## EXERCISE
Identify and reproduce every line holding the string "components".

## RAW DATA
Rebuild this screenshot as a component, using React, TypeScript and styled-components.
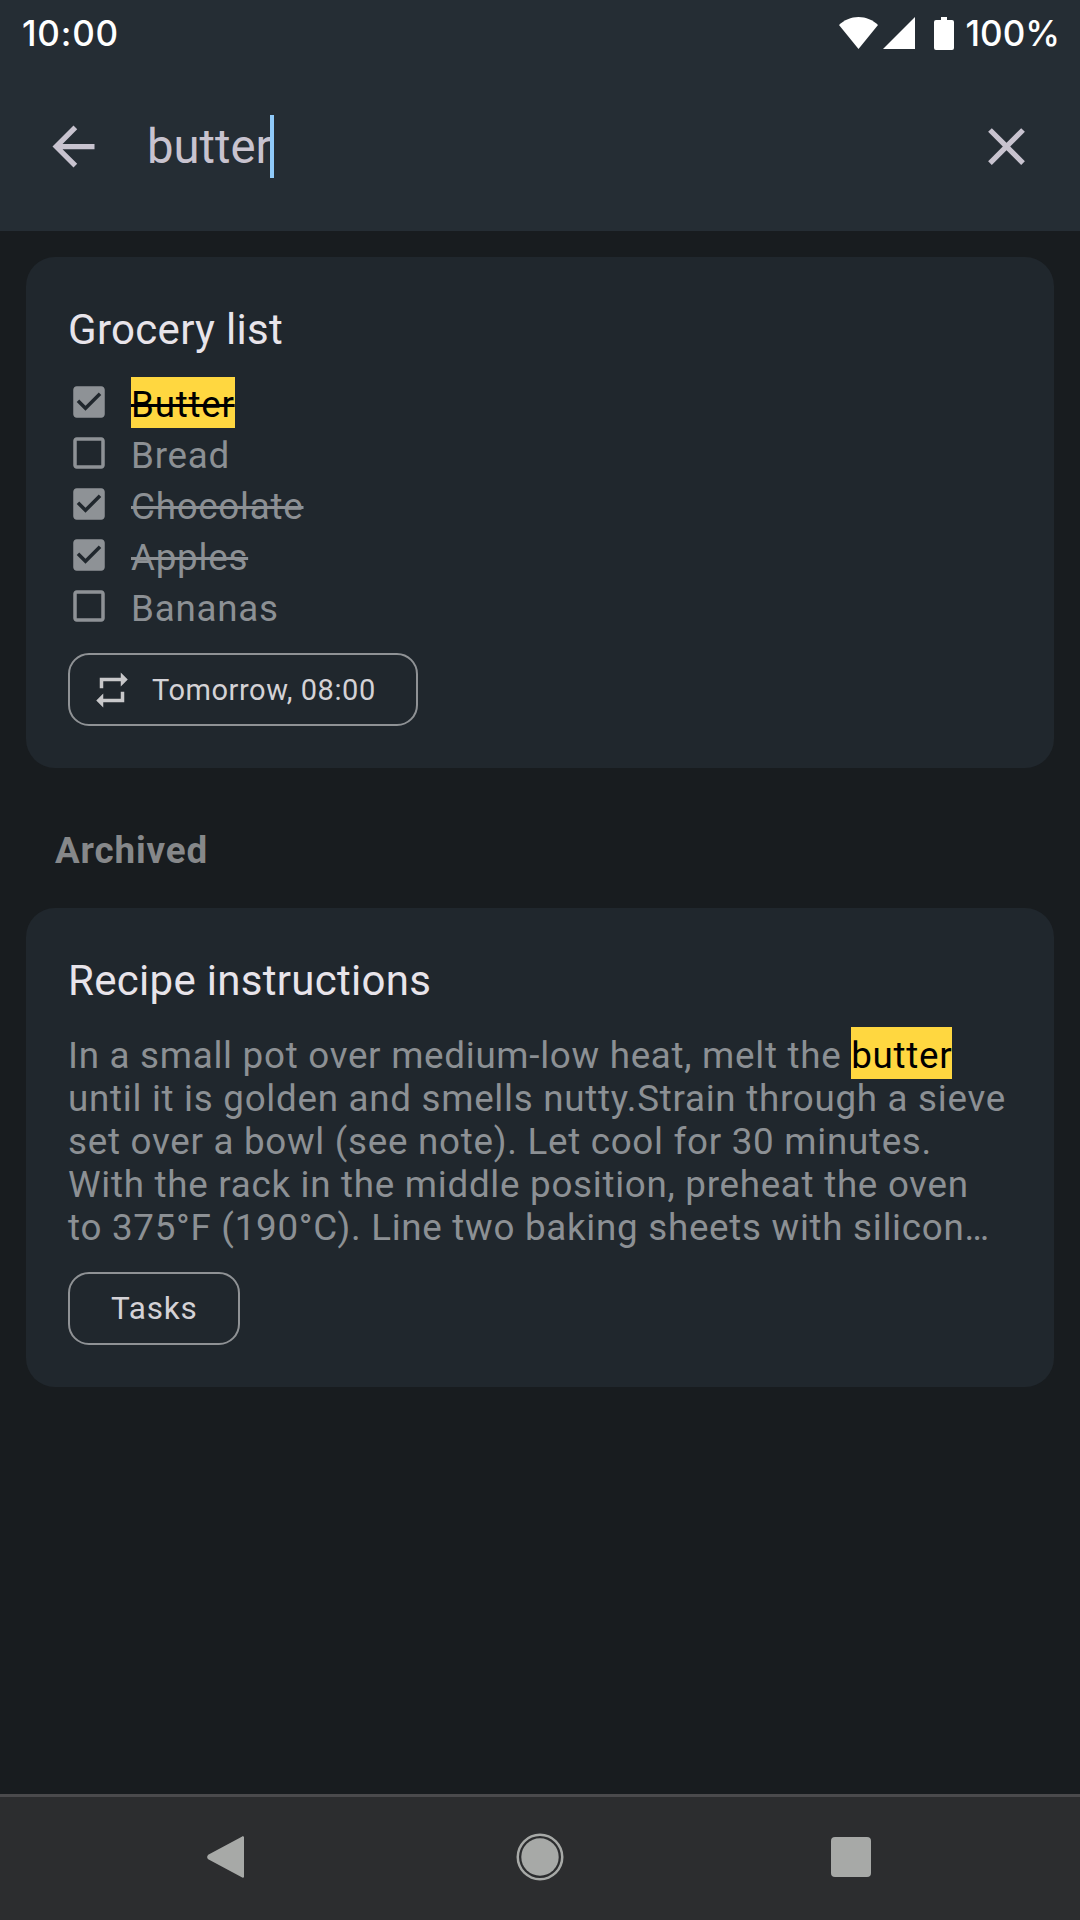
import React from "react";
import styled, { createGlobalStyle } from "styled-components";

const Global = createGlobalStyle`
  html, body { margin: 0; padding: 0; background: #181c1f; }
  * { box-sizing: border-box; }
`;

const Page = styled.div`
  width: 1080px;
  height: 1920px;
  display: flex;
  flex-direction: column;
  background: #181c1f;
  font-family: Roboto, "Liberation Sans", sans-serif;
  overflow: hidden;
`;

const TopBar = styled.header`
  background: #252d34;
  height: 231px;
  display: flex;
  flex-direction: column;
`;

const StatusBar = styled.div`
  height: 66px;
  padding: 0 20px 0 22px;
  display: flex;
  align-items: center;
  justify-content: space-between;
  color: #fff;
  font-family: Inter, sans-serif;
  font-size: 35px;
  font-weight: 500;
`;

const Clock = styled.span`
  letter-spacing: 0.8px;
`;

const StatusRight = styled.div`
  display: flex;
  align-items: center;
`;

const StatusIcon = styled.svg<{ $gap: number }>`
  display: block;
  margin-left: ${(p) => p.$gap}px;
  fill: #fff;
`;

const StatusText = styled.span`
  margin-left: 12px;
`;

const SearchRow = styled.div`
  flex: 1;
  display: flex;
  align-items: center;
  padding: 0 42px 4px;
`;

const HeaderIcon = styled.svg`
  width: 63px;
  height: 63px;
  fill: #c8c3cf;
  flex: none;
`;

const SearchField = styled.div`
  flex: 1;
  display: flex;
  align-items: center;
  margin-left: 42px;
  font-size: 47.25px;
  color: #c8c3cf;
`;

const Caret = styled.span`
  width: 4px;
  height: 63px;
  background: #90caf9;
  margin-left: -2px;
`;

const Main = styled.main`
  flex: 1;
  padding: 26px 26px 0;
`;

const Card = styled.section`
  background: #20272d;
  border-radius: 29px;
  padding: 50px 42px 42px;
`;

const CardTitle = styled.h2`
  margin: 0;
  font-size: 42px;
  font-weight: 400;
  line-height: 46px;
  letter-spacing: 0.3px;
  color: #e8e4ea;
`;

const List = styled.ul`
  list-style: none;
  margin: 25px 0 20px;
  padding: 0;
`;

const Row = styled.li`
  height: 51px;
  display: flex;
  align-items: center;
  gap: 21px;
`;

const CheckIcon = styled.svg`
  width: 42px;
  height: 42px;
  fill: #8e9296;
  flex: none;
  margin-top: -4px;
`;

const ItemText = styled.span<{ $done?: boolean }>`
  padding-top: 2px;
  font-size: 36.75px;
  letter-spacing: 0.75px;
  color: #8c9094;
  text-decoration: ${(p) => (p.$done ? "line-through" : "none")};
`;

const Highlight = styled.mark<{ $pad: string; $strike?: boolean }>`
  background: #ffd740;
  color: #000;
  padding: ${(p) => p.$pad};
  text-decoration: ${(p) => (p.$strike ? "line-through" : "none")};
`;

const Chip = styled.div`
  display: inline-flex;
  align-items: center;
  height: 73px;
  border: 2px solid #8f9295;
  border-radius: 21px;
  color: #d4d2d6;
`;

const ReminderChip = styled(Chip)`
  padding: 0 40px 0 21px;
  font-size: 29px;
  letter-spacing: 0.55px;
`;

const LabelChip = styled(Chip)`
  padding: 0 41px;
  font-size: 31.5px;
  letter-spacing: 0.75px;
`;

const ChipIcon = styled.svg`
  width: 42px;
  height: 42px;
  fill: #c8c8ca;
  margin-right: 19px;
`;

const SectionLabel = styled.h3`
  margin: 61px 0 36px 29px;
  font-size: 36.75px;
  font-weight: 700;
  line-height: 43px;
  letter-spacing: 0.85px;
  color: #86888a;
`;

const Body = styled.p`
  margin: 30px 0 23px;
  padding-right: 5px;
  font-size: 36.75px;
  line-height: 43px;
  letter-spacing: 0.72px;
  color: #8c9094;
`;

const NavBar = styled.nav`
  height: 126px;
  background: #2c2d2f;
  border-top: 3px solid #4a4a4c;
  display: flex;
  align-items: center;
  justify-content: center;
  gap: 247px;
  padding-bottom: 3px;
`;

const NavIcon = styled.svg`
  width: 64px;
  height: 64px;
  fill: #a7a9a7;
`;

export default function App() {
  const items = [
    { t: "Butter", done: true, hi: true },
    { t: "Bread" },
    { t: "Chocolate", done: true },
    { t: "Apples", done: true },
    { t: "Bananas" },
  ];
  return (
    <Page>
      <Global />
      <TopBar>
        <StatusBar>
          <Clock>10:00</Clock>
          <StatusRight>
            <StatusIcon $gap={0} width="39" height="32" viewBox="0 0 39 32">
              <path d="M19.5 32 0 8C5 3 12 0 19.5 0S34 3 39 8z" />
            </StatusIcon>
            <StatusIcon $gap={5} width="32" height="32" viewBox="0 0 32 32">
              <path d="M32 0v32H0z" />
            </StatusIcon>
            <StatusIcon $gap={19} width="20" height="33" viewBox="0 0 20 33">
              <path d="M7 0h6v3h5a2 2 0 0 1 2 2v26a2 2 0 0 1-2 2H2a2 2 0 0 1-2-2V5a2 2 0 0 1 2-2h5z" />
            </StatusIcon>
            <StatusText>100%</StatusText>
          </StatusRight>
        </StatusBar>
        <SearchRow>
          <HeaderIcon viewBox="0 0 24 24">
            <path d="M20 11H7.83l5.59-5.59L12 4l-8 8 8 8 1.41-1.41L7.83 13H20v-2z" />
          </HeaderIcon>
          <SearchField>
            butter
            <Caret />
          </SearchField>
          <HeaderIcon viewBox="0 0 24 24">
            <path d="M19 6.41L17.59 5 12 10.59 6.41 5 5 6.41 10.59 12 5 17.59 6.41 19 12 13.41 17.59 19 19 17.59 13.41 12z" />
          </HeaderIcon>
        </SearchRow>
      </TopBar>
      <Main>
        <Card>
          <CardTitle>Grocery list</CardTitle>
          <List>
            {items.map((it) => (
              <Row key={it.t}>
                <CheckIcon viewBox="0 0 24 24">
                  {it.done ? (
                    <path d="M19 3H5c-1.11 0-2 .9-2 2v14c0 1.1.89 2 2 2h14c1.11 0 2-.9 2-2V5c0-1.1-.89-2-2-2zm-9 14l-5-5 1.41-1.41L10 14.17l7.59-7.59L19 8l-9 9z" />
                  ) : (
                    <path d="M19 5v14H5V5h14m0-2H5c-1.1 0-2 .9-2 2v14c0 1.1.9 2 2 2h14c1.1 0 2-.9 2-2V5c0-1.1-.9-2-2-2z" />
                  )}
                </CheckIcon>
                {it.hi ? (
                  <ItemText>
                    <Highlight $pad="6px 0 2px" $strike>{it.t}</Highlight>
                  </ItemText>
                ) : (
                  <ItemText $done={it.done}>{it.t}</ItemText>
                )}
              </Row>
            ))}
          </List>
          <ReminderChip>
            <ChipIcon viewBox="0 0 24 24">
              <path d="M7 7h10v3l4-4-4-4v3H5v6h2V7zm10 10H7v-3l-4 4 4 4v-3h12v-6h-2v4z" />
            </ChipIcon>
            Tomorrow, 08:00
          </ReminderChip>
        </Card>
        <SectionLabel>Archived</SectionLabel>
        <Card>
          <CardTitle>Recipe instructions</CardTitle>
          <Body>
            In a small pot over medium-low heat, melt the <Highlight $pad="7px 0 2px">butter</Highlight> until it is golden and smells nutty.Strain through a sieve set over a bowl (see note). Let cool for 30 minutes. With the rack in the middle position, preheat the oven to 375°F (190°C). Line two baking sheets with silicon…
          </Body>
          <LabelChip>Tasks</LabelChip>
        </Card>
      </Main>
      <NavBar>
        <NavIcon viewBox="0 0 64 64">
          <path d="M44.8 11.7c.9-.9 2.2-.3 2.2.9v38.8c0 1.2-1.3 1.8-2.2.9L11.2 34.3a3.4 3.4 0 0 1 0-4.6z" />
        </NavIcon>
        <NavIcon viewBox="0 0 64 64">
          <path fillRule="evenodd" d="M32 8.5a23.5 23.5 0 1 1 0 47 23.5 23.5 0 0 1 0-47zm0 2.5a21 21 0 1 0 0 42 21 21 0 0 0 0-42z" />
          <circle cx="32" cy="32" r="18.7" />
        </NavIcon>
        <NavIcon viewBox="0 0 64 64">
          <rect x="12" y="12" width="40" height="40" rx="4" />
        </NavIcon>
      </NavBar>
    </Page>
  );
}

## RESPONSE TO THE EXERCISE
Rebuild this screenshot as a component, using React, TypeScript and styled-components.
import styled, { createGlobalStyle } from "styled-components";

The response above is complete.